• _Work required_: Each line should be copied exactly.

• _Data provided_:

-*-

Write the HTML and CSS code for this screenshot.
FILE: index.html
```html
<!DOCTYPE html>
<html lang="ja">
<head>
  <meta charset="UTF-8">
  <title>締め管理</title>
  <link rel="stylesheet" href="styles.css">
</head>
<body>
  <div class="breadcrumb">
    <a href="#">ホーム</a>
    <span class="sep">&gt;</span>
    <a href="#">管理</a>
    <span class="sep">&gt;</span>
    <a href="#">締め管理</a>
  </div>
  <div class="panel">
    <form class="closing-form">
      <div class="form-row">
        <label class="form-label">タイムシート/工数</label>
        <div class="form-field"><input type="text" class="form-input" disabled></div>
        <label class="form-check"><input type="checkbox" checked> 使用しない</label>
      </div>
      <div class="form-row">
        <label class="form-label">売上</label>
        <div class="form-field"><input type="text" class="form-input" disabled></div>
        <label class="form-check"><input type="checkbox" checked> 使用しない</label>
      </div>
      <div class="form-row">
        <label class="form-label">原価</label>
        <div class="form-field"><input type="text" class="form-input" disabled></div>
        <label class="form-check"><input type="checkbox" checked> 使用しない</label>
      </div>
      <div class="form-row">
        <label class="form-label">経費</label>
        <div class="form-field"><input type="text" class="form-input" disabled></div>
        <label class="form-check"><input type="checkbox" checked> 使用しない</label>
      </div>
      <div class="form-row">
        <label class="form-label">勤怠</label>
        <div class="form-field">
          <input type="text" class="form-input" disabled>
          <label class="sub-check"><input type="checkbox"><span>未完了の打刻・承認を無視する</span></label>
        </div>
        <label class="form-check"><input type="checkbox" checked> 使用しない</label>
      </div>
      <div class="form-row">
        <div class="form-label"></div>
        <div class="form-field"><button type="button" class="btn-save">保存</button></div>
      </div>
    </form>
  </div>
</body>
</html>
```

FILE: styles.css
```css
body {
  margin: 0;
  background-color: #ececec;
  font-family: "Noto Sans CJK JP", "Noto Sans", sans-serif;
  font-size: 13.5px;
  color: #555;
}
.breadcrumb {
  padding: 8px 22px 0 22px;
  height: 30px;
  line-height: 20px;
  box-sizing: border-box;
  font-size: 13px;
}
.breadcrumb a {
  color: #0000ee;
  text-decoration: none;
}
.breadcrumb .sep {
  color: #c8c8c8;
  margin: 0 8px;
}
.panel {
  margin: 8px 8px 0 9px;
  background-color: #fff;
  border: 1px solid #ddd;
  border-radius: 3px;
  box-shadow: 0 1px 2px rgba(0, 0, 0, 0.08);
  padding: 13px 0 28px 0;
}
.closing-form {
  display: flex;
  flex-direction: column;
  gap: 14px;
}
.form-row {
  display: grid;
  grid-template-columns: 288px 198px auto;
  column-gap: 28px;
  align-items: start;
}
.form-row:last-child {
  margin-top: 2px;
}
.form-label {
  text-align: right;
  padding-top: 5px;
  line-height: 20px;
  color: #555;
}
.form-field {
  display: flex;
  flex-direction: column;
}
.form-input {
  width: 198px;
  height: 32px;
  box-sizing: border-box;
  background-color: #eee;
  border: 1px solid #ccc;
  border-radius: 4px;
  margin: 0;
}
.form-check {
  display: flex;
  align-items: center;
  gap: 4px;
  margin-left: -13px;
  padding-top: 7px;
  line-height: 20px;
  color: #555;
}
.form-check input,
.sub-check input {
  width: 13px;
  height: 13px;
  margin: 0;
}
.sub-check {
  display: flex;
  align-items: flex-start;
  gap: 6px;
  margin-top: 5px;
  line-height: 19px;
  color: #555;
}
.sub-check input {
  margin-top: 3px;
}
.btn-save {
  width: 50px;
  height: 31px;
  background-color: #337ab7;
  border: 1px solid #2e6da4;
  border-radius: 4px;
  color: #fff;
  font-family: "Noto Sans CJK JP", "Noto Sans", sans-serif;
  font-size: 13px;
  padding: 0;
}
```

-*-

• _Completed task_:
Write the HTML and CSS code for this screenshot.
FILE: index.html
```html
<!DOCTYPE html>
<html lang="ja">
<head>
  <meta charset="UTF-8">
  <title>締め管理</title>
  <link rel="stylesheet" href="styles.css">
</head>
<body>
  <div class="breadcrumb">
    <a href="#">ホーム</a>
    <span class="sep">&gt;</span>
    <a href="#">管理</a>
    <span class="sep">&gt;</span>
    <a href="#">締め管理</a>
  </div>
  <div class="panel">
    <form class="closing-form">
      <div class="form-row">
        <label class="form-label">タイムシート/工数</label>
        <div class="form-field"><input type="text" class="form-input" disabled></div>
        <label class="form-check"><input type="checkbox" checked> 使用しない</label>
      </div>
      <div class="form-row">
        <label class="form-label">売上</label>
        <div class="form-field"><input type="text" class="form-input" disabled></div>
        <label class="form-check"><input type="checkbox" checked> 使用しない</label>
      </div>
      <div class="form-row">
        <label class="form-label">原価</label>
        <div class="form-field"><input type="text" class="form-input" disabled></div>
        <label class="form-check"><input type="checkbox" checked> 使用しない</label>
      </div>
      <div class="form-row">
        <label class="form-label">経費</label>
        <div class="form-field"><input type="text" class="form-input" disabled></div>
        <label class="form-check"><input type="checkbox" checked> 使用しない</label>
      </div>
      <div class="form-row">
        <label class="form-label">勤怠</label>
        <div class="form-field">
          <input type="text" class="form-input" disabled>
          <label class="sub-check"><input type="checkbox"><span>未完了の打刻・承認を無視する</span></label>
        </div>
        <label class="form-check"><input type="checkbox" checked> 使用しない</label>
      </div>
      <div class="form-row">
        <div class="form-label"></div>
        <div class="form-field"><button type="button" class="btn-save">保存</button></div>
      </div>
    </form>
  </div>
</body>
</html>
```

FILE: styles.css
```css
body {
  margin: 0;
  background-color: #ececec;
  font-family: "Noto Sans CJK JP", "Noto Sans", sans-serif;
  font-size: 13.5px;
  color: #555;
}
.breadcrumb {
  padding: 8px 22px 0 22px;
  height: 30px;
  line-height: 20px;
  box-sizing: border-box;
  font-size: 13px;
}
.breadcrumb a {
  color: #0000ee;
  text-decoration: none;
}
.breadcrumb .sep {
  color: #c8c8c8;
  margin: 0 8px;
}
.panel {
  margin: 8px 8px 0 9px;
  background-color: #fff;
  border: 1px solid #ddd;
  border-radius: 3px;
  box-shadow: 0 1px 2px rgba(0, 0, 0, 0.08);
  padding: 13px 0 28px 0;
}
.closing-form {
  display: flex;
  flex-direction: column;
  gap: 14px;
}
.form-row {
  display: grid;
  grid-template-columns: 288px 198px auto;
  column-gap: 28px;
  align-items: start;
}
.form-row:last-child {
  margin-top: 2px;
}
.form-label {
  text-align: right;
  padding-top: 5px;
  line-height: 20px;
  color: #555;
}
.form-field {
  display: flex;
  flex-direction: column;
}
.form-input {
  width: 198px;
  height: 32px;
  box-sizing: border-box;
  background-color: #eee;
  border: 1px solid #ccc;
  border-radius: 4px;
  margin: 0;
}
.form-check {
  display: flex;
  align-items: center;
  gap: 4px;
  margin-left: -13px;
  padding-top: 7px;
  line-height: 20px;
  color: #555;
}
.form-check input,
.sub-check input {
  width: 13px;
  height: 13px;
  margin: 0;
}
.sub-check {
  display: flex;
  align-items: flex-start;
  gap: 6px;
  margin-top: 5px;
  line-height: 19px;
  color: #555;
}
.sub-check input {
  margin-top: 3px;
}
.btn-save {
  width: 50px;
  height: 31px;
  background-color: #337ab7;
  border: 1px solid #2e6da4;
  border-radius: 4px;
  color: #fff;
  font-family: "Noto Sans CJK JP", "Noto Sans", sans-serif;
  font-size: 13px;
  padding: 0;
}
```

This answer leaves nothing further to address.